ABOUT:  “One of the things that makes culture culture is that it transcends generations," muses Tato Torres. Torres is the head of Yerbabuena, a musical group well-known in East Harlem for playing traditional Puerto Rican music with roots in bomba, plena, and música jibara. Tato is the primary vocalist of the group, but can also be found on drums, guitar, and cuatro. He has nothing but kind words for El Barrio and its significance as a cultural hub for Puerto Ricans like himself. "Culture is not at all the music itself, or the material elements, but the actual process of bringing the common denominators together," he notes. "The moment culture stops evolving and changing, it's no longer culture." 
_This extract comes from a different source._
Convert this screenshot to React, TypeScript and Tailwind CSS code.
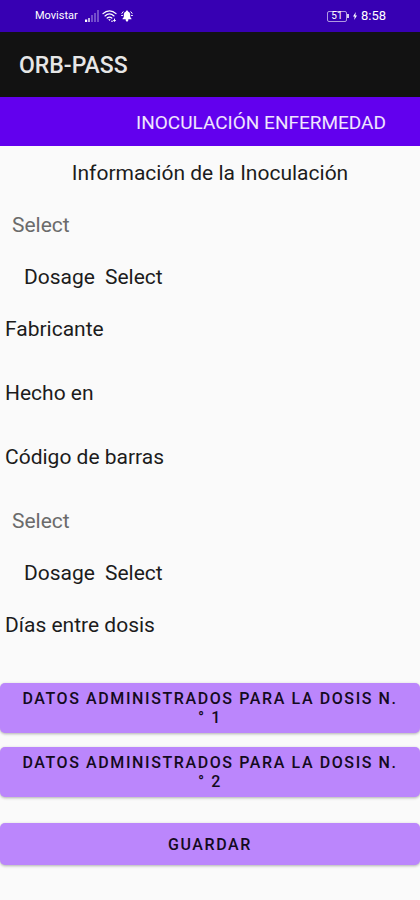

COMMUNITY VISIONS: Torres expresses concern over the “double-edged sword” that is gentrification, which he sees as the primary cause of the downfall of artistic venues such as Carlitos and the FB Lounge.  As he explains, as soon as an artistic scene takes hold in a neighborhood and gains recognition, then artists start co-opting their local ethnic ties as a way to “legitimize” their artistic style. Art becomes more commercial than representative, the neighborhood suddenly becomes “cool”, and the cultural assets in the neighborhood stop working for the locals they were intended to serve in the first place. That, and the rents go up, displacing those artists whose work did not reach the same commercial audience. Torres points out that the small number of performance venues available to musicians in the area is a limiting factor, especially considering the handful of venues that have closed since his band started playing in the late 90s. "At the end of the day," says Torres, "a kind of symbiotic relationship is necessary for art and the neighborhood to thrive."